Dan kesempatan ini berharga sekali. Tidak bisa kita tukar dengan apa pun. Waktu seseorang sekarat di ujung maut, baru ia mengerti betapa berharganya waktu yang dia miliki untuk bebenah diri supaya berkenan di hadapan Tuhan. Apalagi kalau sudah menutup mata, lalu dibawa di hadapan takhta pengadilan Allah. Betapa mengerikan keadaan itu. Masalahnya, kita sering membenarkan diri dan bersikap permisif terhadap dosa yang kita lakukan, dengan beralasan proses, kelemahan, kekurangan kita.

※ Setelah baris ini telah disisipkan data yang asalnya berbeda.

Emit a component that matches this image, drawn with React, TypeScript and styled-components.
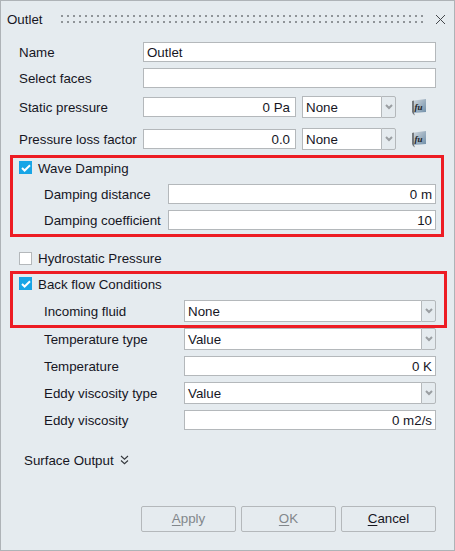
import React from 'react';
import styled, { createGlobalStyle } from 'styled-components';

const GlobalStyle = createGlobalStyle`
  html, body {
    margin: 0;
    padding: 0;
    background-color: #e5ebef;
  }
`;

const Dialog = styled.div`
  box-sizing: border-box;
  width: 455px;
  height: 551px;
  display: flex;
  flex-direction: column;
  background-color: #e5ebef;
  border: 1px solid #aeb3b7;
  font-family: 'Liberation Sans', Arial, sans-serif;
  font-size: 13.33px;
  color: #16161f;
`;

const TitleBar = styled.div`
  display: flex;
  align-items: center;
  height: 36px;
  padding: 0 8px 0 6px;
  flex-shrink: 0;
`;

const Title = styled.div`
  width: 54px;
`;

const Grip = styled.div`
  flex: 1;
  height: 8px;
  margin-right: 10px;
  background-image:
    linear-gradient(90deg, #8f9498 2px, transparent 2px),
    linear-gradient(90deg, #8f9498 2px, transparent 2px);
  background-size: 6px 2px;
  background-position: 0 0, 0 6px;
  background-repeat: repeat-x;
`;

const CloseButton = styled.button`
  display: flex;
  align-items: center;
  justify-content: center;
  width: 12px;
  height: 12px;
  padding: 0;
  border: none;
  background: none;
  color: #44484c;
`;

const Form = styled.div`
  display: flex;
  flex-direction: column;
  padding: 4px 18px 0;
`;

const Row = styled.div<{ $top?: number }>`
  display: flex;
  align-items: center;
  height: 22px;
  margin-top: ${props => props.$top ?? 0}px;
`;

const Label = styled.label<{ $width: number; $indent?: number }>`
  width: ${props => props.$width}px;
  padding-left: ${props => props.$indent ?? 0}px;
  box-sizing: border-box;
  flex-shrink: 0;
  white-space: nowrap;
`;

const Input = styled.div<{ $align?: string; $width?: number }>`
  box-sizing: border-box;
  height: 20px;
  line-height: 18px;
  padding: 1px ${props => (props.$width ? 5 : 3)}px 0 3px;
  background-color: #fff;
  border: 1px solid #b4b8bb;
  white-space: nowrap;
  text-align: ${props => props.$align ?? 'left'};
  ${props => (props.$width ? `width: ${props.$width}px;` : 'flex: 1;')}
`;

const Combo = styled.div<{ $width?: number; $left?: number }>`
  box-sizing: border-box;
  display: flex;
  height: 22px;
  margin-left: ${props => props.$left ?? 0}px;
  ${props => (props.$width ? `width: ${props.$width}px;` : 'flex: 1;')}
`;

const ComboValue = styled.div`
  box-sizing: border-box;
  flex: 1;
  line-height: 20px;
  padding: 1px 3px 0;
  background-color: #fff;
  border: 1px solid #b4b8bb;
  border-right: none;
`;

const ComboArrow = styled.div`
  box-sizing: border-box;
  display: flex;
  align-items: center;
  justify-content: center;
  width: 15px;
  border: 1px solid #b4b8bb;
  border-radius: 0 2px 2px 0;
  color: #9a9ea2;
`;

const UnitIcon = styled.svg`
  margin-left: 16px;
  flex-shrink: 0;
`;

const Annotated = styled.div<{ $right: number; $top: number; $height: number }>`
  box-sizing: border-box;
  height: ${props => props.$height}px;
  margin: ${props => props.$top}px ${props => -props.$right}px 0 -9px;
  padding: 0 ${props => props.$right - 3}px 0 6px;
  border: 3px solid #ed1c24;
`;

const CheckRow = styled.div<{ $top?: number }>`
  display: flex;
  align-items: center;
  gap: 6px;
  height: 13px;
  margin-top: ${props => props.$top ?? 0}px;
`;

const CheckText = styled.span<{ $raised?: boolean }>`
  padding-top: ${props => (props.$raised ? 0 : 2)}px;
`;

const CheckBox = styled.span<{ $checked: boolean }>`
  box-sizing: border-box;
  display: flex;
  align-items: center;
  justify-content: center;
  width: 13px;
  height: 13px;
  background-color: ${props => (props.$checked ? '#18a5e6' : '#fff')};
  border: 1px solid ${props => (props.$checked ? '#18a5e6' : '#b4b8bb')};
`;

const Expander = styled.div`
  display: flex;
  align-items: center;
  gap: 6px;
  margin: 21px 0 0 5px;
  height: 16px;
`;

const Footer = styled.div`
  display: flex;
  justify-content: flex-end;
  gap: 5px;
  margin-top: auto;
  padding: 0 18px 18px;
`;

const Button = styled.button<{ $disabled?: boolean }>`
  box-sizing: border-box;
  width: 95px;
  height: 26px;
  padding: 0 0 2px;
  background: none;
  border: 1px solid #b4b8bb;
  border-radius: 2px;
  font: inherit;
  color: ${props => (props.$disabled ? '#82878b' : '#16161f')};
  u {
    text-underline-offset: 2px;
  }
`;

const Chevron = () => (
  <svg width="8" height="6" viewBox="0 0 8 6" aria-hidden="true">
    <path d="M1 1 L4 4 L7 1" fill="none" stroke="currentColor" strokeWidth="2" />
  </svg>
);

const Check = () => (
  <svg width="10" height="8" viewBox="0 0 10 8" aria-hidden="true">
    <path d="M1 4 L3.6 6.5 L9 1.2" fill="none" stroke="#fff" strokeWidth="2" />
  </svg>
);

const ParamIcon = ({ id }: { id: string }) => (
  <UnitIcon width="14" height="17" viewBox="0 0 14 17" aria-hidden="true">
    <defs>
      <linearGradient id={id} x1="0" y1="0" x2="1" y2="1">
        <stop offset="0" stopColor="#cfd6dc" />
        <stop offset="1" stopColor="#6f8ea8" />
      </linearGradient>
    </defs>
    <path d="M0 2 L2 1.5 V14 L3 16.5 L1 15 L0 13 Z" fill="#74787c" />
    <path d="M2 1.5 L14 0 V13 L2 14 Z" fill={`url(#${id})`} />
    <text x="2.5" y="10.5" fontSize="9" fontStyle="italic" fontWeight="700" fontFamily="Liberation Serif, serif" fill="#1d2226">fu</text>
  </UnitIcon>
);

const Select = ({ value, width, left }: { value: string; width?: number; left?: number }) => (
  <Combo $width={width} $left={left}>
    <ComboValue>{value}</ComboValue>
    <ComboArrow><Chevron /></ComboArrow>
  </Combo>
);

const App: React.FC = () => {
  return (
    <Dialog>
      <GlobalStyle />
      <TitleBar>
        <Title>Outlet</Title>
        <Grip />
        <CloseButton aria-label="Close">
          <svg width="11" height="11" viewBox="0 0 11 11">
            <path d="M1 1 L10 10 M10 1 L1 10" stroke="currentColor" strokeWidth="1" fill="none" />
          </svg>
        </CloseButton>
      </TitleBar>

      <Form>
        <Row>
          <Label $width={124}>Name</Label>
          <Input>Outlet</Input>
        </Row>
        <Row $top={4}>
          <Label $width={124}>Select faces</Label>
          <Input />
        </Row>
        <Row $top={7}>
          <Label $width={124}>Static pressure</Label>
          <Input $width={153} $align="right">0 Pa</Input>
          <Select value="None" width={94} left={6} />
          <ParamIcon id="fx1" />
        </Row>
        <Row $top={10}>
          <Label $width={124}>Pressure loss factor</Label>
          <Input $width={153} $align="right">0.0</Input>
          <Select value="None" width={94} left={6} />
          <ParamIcon id="fx2" />
        </Row>

        <Annotated $top={5} $right={8} $height={82}>
          <CheckRow $top={3}>
            <CheckBox $checked><Check /></CheckBox>
            <CheckText>Wave Damping</CheckText>
          </CheckRow>
          <Row $top={9}>
            <Label $width={149} $indent={25}>Damping distance</Label>
            <Input $align="right">0 m</Input>
          </Row>
          <Row $top={4}>
            <Label $width={149} $indent={25}>Damping coefficient</Label>
            <Input $align="right">10</Input>
          </Row>
        </Annotated>

        <CheckRow $top={15}>
          <CheckBox $checked={false} />
          <CheckText $raised>Hydrostatic Pressure</CheckText>
        </CheckRow>

        <Annotated $top={6} $right={11} $height={57}>
          <CheckRow $top={3}>
            <CheckBox $checked><Check /></CheckBox>
            <CheckText>Back flow Conditions</CheckText>
          </CheckRow>
          <Row $top={10}>
            <Label $width={165} $indent={25}>Incoming fluid</Label>
            <Select value="None" />
          </Row>
        </Annotated>

        <Row>
          <Label $width={165} $indent={25}>Temperature type</Label>
          <Select value="Value" />
        </Row>
        <Row $top={5}>
          <Label $width={165} $indent={25}>Temperature</Label>
          <Input $align="right">0 K</Input>
        </Row>
        <Row $top={5}>
          <Label $width={165} $indent={25}>Eddy viscosity type</Label>
          <Select value="Value" />
        </Row>
        <Row $top={5}>
          <Label $width={165} $indent={25}>Eddy viscosity</Label>
          <Input $align="right">0 m2/s</Input>
        </Row>

        <Expander>
          Surface Output
          <svg width="9" height="10" viewBox="0 0 9 10" aria-hidden="true">
            <path d="M1 1 L4.5 4.2 L8 1 M1 5.5 L4.5 8.7 L8 5.5" fill="none" stroke="#33373b" strokeWidth="1.1" />
          </svg>
        </Expander>
      </Form>

      <Footer>
        <Button $disabled><u>A</u>pply</Button>
        <Button $disabled><u>O</u>K</Button>
        <Button><u>C</u>ancel</Button>
      </Footer>
    </Dialog>
  );
};

export default App;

Sejatinya, ketika kita berbuat dosa, ada penguasaan Iblis di dalamnya. Seperti Petrus baru saja mengatakan, “Engkau Anak Allah yang hidup. Mesias, Anak Allah yang hidup.” Yesus selalu mengatakan, “Bukan kamu yang menyatakan ini, Petrus, tetapi Bapa di surga.” Tetapi beberapa waktu kemudian, dia mencegah Yesus ke Yerusalem dan Yesus berkata: “Enyah, Iblis!” Bagaimana bisa secepat itu beralih dari Allah ke Iblis? Bisa, ternyata. Maka, kita yang menentukan siapa yang mengendalikan hidup kita. Kita mesti membiarkan diri dikendalikan oleh Tuhan sepenuhnya.
Sejatinya, ketika kita berbuat dosa, ada penguasaan Iblis di dalamnya.